Let’s take an example of an agile team retrospective. Let’s say we are looking at collaboration between team members. What is the real blocker here? It’s about our behaviours. If we are committed to learning and improving, then of course we will look into our own behaviour and make changes.

InfoQ: What can agile coaches do to help leaders go first with agile?

Sahota: All too often as coaches we fall into a trap. And I know. I lived in this trap for years, so I have some expertise …

The trap is that we ask leaders to do things that we don’t do ourselves. For example, we tell leaders that they need to be coached, but we aren’t getting coached ourselves. But more importantly, it is to look at the places where we are modeling collaboration. Modeling learning ourselves.

A very simple test and guard-rail that everyone can do right now is to "Ask for Permission". A lot of time we end up inflicting help on people who don’t really want it.

Before we can ask leaders to model a new way of working, we need to model it first. Otherwise it just doesn’t make sense.

InfoQ: How can we foster a culture where people pull in change instead of resisting it?

Sahota: Hahaha. There is a lot to say on this…

The simple answer is simple, but will take work to put into practice. We are deeply conditioned by families, education system, and society to push. We push by making people do things, selling our ideas, trying to convince others, evangelize, etc. All this does is create resistance. The secret is to first see these behaviour patterns in ourselves and overcome them. Then we can help others. That is how we create culture - by how we show up.

InfoQ: What’s your advice to leaders who want their organization to live the agile mindset?

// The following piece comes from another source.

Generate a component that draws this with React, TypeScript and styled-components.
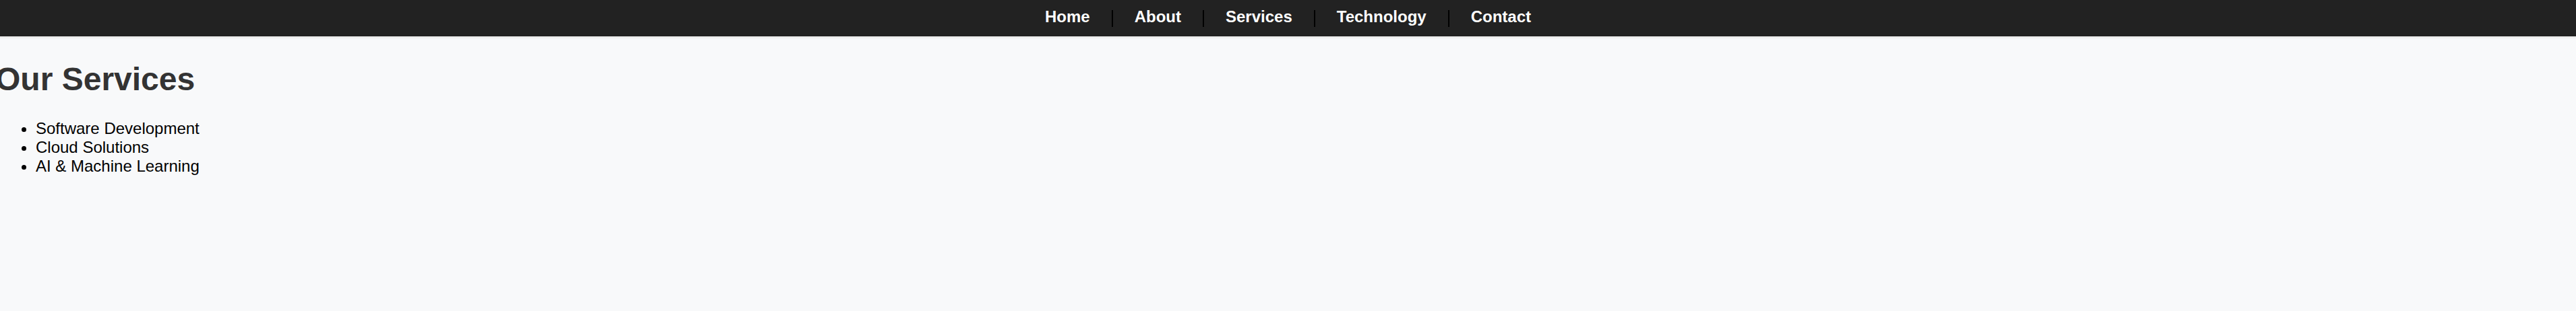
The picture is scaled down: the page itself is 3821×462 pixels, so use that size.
import React from "react";
import styled, { createGlobalStyle } from "styled-components";

const GlobalStyle = createGlobalStyle`
  html, body {
    margin: 0;
    padding: 0;
    background: #f8f9fa;
    font-family: "Liberation Sans", Arial, sans-serif;
    min-height: 100%;
  }
  #root {
    min-height: 100vh;
  }
`;

const NavBar = styled.nav`
  box-sizing: border-box;
  height: 57px;
  background: #222222;
  border-bottom: 3px solid #eeeeee;
  padding-top: 11px;
  display: flex;
  justify-content: center;
  align-items: flex-start;
  gap: 32px;
`;

const NavLink = styled.a`
  color: #ffffff;
  font-size: 24px;
  font-weight: bold;
  text-decoration: none;
  line-height: normal;
  cursor: pointer;
`;

const Separator = styled.span`
  display: block;
  width: 2px;
  height: 25px;
  margin-top: 4px;
  background: #000000;
`;

const Main = styled.main`
  display: block;
`;

const Heading = styled.h1`
  font-size: 48px;
  font-weight: bold;
  color: #333333;
  margin: 33px 0 32px -7px;
  line-height: normal;
`;

const ServiceList = styled.ul`
  margin: 16px 0;
  padding-left: 53px;
  font-size: 24px;
  color: #000000;
  line-height: normal;
`;

const ServiceItem = styled.li`
  list-style: disc;
`;

const links = ["Home", "About", "Services", "Technology", "Contact"];
const services = ["Software Development", "Cloud Solutions", "AI & Machine Learning"];

export default function App() {
  return (
    <>
      <GlobalStyle />
      <NavBar>
        {links.map((l, i) => (
          <React.Fragment key={l}>
            {i > 0 && <Separator />}
            <NavLink>{l}</NavLink>
          </React.Fragment>
        ))}
      </NavBar>
      <Main>
        <Heading>Our Services</Heading>
        <ServiceList>
          {services.map((s) => (
            <ServiceItem key={s}>{s}</ServiceItem>
          ))}
        </ServiceList>
      </Main>
    </>
  );
}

Sahota: It is really simple to understand. The organization reflects the behaviours of the leader. If you want different behaviours in your organization, look at changing your behaviours. It is hard, but it is the only thing that will work. People become leaders when they lead. Leading means going first. Every manager and coach has a choice about whether they want to be a leader. So the question is: how ready are you to go first?